>> Start

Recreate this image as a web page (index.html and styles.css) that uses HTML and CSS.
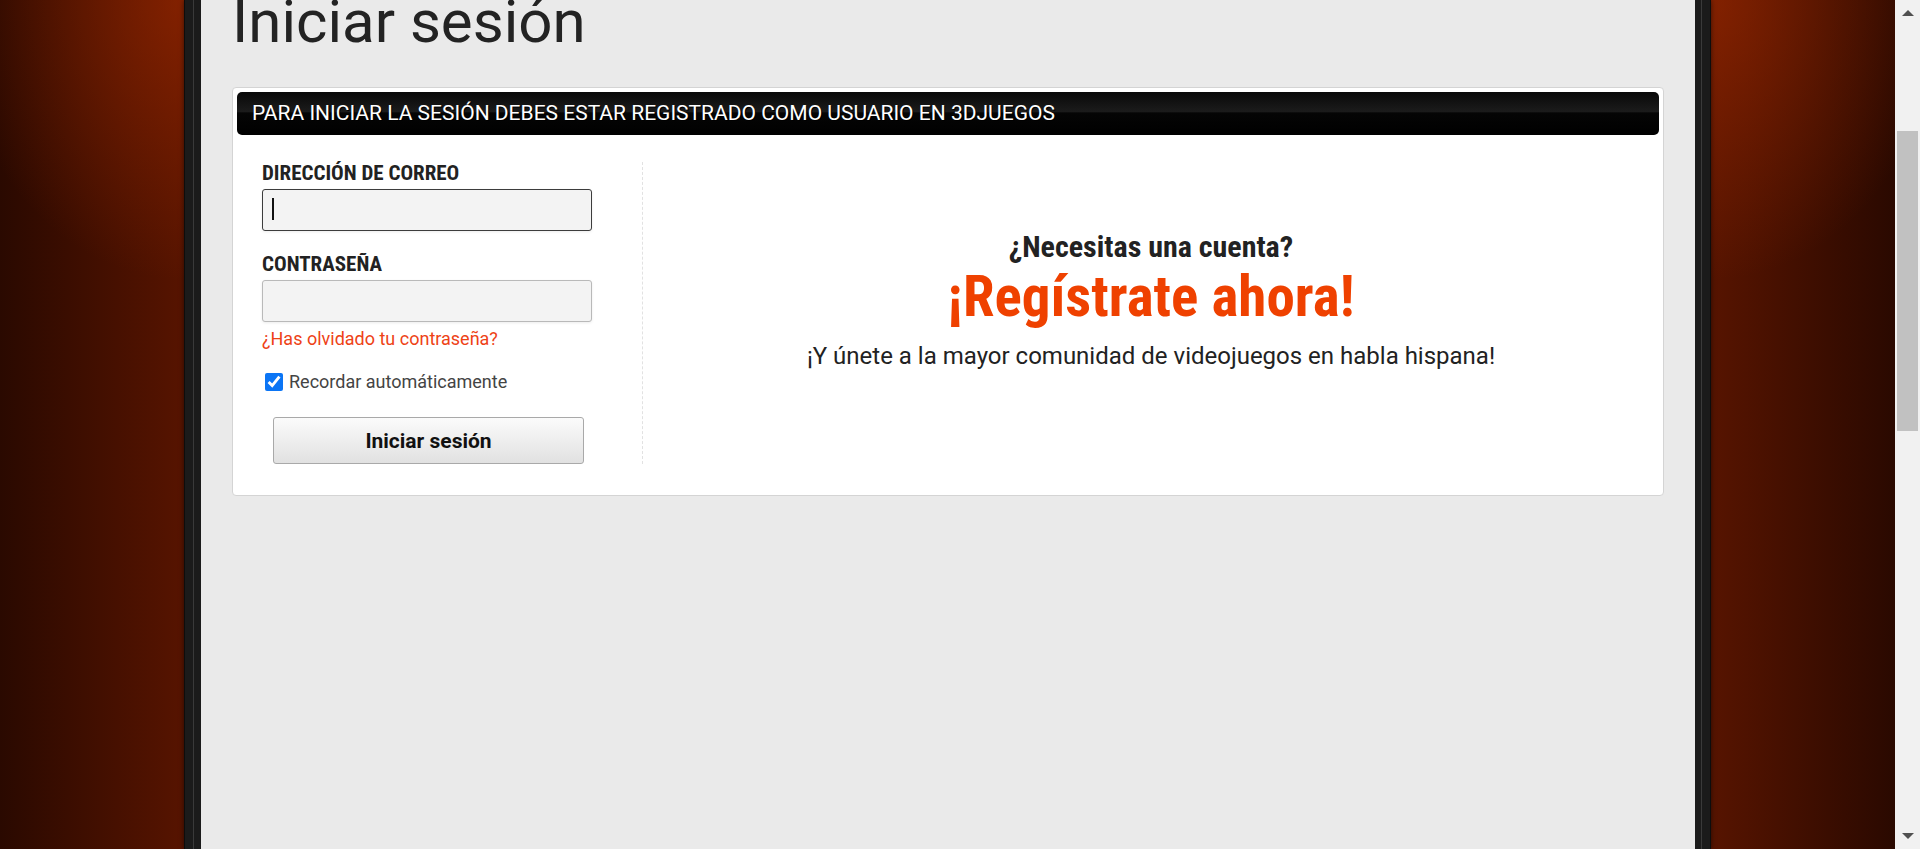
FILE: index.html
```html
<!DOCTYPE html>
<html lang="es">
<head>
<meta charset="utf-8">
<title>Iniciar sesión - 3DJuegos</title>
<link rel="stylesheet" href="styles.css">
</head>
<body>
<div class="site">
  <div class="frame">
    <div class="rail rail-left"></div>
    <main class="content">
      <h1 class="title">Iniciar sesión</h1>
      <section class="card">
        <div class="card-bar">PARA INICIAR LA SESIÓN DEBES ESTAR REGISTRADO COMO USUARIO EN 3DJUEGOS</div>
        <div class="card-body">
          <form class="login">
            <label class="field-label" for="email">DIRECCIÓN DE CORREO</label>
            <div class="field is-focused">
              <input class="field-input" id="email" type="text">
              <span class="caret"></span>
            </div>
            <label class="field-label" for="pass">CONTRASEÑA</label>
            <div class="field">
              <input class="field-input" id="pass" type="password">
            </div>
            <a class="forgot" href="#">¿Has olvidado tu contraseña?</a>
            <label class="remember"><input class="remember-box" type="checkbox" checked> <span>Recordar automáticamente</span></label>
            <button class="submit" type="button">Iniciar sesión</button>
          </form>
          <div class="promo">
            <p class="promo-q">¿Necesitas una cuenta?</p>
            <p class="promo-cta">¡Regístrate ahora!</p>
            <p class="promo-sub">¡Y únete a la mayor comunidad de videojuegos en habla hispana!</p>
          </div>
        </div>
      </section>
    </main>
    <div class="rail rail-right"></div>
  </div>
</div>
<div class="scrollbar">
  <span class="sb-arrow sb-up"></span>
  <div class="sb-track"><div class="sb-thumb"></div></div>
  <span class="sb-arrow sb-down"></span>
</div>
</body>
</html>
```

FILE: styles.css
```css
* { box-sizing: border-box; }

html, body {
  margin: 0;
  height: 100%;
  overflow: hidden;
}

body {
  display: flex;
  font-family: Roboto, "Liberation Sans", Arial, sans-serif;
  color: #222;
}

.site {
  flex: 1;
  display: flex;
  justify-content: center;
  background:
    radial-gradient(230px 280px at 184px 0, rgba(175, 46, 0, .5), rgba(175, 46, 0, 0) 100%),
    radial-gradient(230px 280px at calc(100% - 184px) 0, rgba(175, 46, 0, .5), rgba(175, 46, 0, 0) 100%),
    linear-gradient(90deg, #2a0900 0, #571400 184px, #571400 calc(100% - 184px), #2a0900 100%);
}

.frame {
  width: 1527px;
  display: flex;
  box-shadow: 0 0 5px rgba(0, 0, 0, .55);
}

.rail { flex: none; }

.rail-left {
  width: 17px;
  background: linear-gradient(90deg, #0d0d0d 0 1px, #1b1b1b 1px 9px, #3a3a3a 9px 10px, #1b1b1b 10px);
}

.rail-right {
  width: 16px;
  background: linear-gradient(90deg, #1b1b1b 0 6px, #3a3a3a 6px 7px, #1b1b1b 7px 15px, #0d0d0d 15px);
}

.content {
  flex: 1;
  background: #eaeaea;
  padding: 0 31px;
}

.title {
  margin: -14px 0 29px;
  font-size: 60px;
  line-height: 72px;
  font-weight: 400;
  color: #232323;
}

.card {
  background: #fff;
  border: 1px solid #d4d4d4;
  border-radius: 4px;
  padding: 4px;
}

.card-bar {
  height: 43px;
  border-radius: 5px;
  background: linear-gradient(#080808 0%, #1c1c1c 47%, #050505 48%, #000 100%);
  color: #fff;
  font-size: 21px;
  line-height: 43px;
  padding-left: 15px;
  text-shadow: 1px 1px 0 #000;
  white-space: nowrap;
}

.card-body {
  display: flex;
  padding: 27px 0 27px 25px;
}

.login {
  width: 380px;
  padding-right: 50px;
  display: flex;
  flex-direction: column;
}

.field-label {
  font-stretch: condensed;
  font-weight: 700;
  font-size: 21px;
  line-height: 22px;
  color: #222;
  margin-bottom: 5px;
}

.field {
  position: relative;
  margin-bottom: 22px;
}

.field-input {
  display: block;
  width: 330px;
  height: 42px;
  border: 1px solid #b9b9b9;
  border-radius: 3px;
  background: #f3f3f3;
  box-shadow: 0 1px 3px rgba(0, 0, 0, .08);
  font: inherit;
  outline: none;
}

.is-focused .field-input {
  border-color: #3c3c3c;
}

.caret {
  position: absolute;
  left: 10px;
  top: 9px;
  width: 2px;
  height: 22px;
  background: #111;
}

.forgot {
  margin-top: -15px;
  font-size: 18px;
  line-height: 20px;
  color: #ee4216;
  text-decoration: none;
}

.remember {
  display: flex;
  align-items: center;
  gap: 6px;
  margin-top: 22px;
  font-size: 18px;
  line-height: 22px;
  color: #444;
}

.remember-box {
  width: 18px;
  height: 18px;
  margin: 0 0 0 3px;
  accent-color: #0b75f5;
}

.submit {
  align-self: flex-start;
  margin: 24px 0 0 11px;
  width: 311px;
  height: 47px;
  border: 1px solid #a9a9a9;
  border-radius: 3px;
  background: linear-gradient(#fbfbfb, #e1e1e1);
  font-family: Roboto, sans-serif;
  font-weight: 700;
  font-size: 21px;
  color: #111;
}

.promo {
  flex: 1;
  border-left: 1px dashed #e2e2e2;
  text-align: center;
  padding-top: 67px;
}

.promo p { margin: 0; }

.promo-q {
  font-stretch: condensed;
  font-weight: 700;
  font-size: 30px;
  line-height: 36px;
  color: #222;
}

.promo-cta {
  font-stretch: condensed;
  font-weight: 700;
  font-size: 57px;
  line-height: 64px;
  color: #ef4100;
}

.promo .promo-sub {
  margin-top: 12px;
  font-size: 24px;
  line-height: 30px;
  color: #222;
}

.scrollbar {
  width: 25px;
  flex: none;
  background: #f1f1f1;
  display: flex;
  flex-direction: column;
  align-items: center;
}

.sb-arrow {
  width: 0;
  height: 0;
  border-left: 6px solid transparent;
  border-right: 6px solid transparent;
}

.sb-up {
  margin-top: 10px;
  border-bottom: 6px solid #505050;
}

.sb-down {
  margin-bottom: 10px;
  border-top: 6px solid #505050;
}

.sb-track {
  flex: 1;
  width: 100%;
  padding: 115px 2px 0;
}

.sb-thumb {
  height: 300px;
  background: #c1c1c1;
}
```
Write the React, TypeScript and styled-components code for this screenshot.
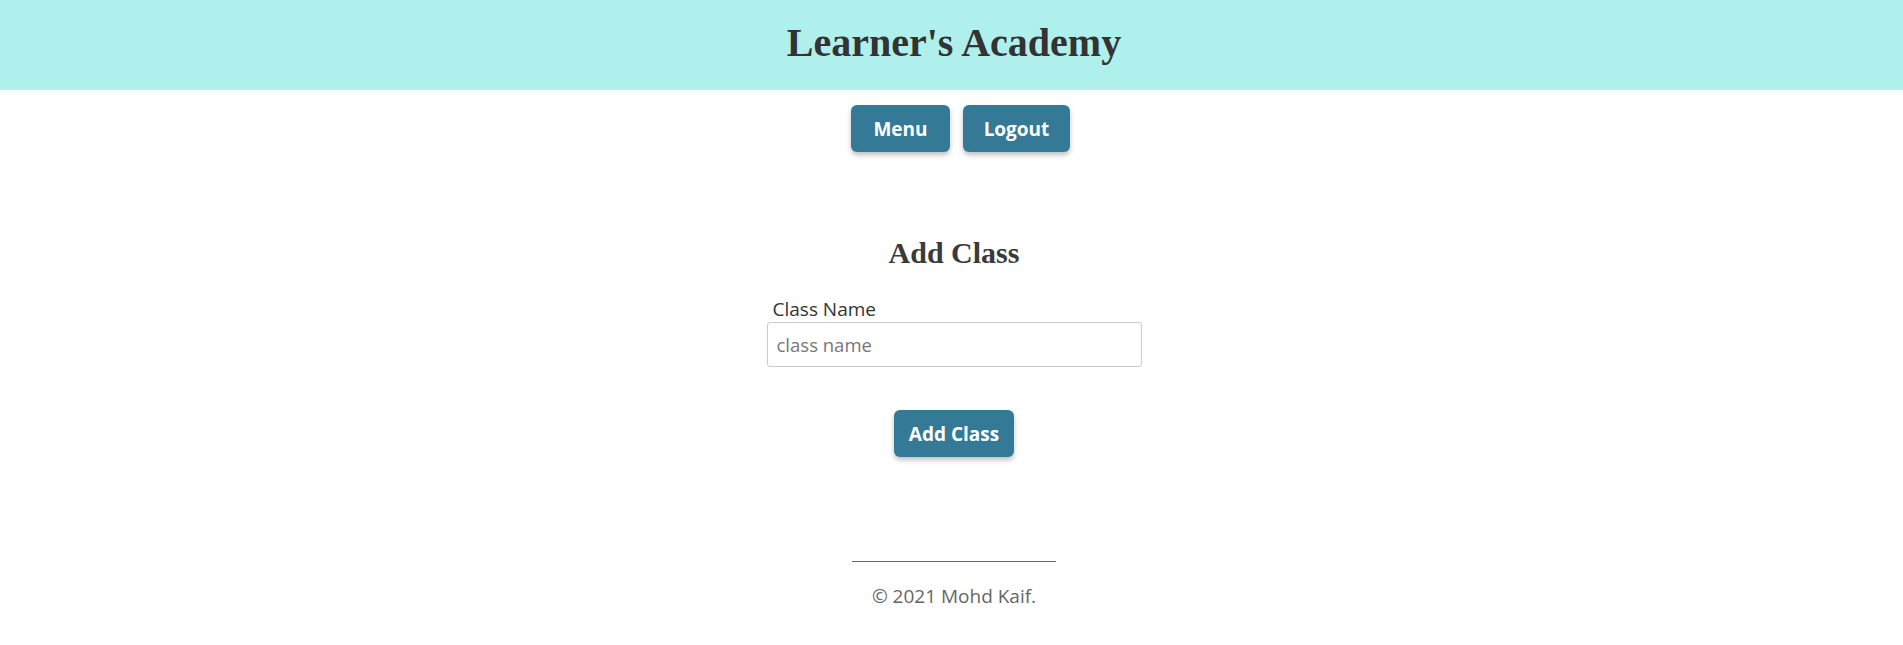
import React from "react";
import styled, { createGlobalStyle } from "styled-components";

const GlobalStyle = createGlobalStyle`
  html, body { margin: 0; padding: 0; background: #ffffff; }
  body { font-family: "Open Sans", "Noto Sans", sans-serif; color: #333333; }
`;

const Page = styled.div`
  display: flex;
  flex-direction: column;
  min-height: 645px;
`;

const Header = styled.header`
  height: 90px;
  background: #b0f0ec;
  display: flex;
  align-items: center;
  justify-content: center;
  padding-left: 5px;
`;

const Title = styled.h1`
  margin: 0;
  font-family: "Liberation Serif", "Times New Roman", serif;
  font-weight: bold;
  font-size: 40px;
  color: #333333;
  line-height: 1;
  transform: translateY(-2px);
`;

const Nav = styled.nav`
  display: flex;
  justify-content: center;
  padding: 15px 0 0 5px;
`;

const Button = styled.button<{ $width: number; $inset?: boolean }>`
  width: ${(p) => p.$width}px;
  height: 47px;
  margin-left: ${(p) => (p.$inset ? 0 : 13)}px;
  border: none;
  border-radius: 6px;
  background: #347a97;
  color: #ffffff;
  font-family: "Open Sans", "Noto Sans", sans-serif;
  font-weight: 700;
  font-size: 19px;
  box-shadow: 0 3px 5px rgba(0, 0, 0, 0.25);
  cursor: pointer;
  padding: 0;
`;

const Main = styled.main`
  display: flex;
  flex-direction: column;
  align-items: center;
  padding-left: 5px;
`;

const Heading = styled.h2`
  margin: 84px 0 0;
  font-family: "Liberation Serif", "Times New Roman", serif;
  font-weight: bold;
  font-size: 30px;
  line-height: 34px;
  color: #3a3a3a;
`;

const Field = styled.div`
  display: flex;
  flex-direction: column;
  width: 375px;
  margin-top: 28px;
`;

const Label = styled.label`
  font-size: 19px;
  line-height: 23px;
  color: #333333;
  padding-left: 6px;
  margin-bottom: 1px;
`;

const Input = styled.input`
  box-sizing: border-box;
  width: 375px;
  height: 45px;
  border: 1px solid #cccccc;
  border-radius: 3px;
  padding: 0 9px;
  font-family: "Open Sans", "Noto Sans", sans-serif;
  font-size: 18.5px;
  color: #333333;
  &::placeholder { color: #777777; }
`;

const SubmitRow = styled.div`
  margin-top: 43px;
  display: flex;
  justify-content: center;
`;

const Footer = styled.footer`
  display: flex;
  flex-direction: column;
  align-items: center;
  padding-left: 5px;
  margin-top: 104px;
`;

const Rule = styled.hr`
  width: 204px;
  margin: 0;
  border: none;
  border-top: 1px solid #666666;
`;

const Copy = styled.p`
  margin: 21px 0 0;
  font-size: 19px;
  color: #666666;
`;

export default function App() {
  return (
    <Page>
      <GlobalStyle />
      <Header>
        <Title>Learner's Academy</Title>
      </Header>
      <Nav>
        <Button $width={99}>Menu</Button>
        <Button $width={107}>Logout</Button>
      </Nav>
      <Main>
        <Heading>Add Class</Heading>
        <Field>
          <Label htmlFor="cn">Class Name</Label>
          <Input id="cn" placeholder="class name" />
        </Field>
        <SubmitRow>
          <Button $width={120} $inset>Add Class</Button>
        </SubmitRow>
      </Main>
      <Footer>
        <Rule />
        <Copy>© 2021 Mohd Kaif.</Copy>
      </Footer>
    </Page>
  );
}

>> End

▶ **SET TASK**
Copy out every line of the material above that mentions the word "this".

▶ **EXERCISE RESPONSE**
Recreate this image as a web page (index.html and styles.css) that uses HTML and CSS.
Write the React, TypeScript and styled-components code for this screenshot.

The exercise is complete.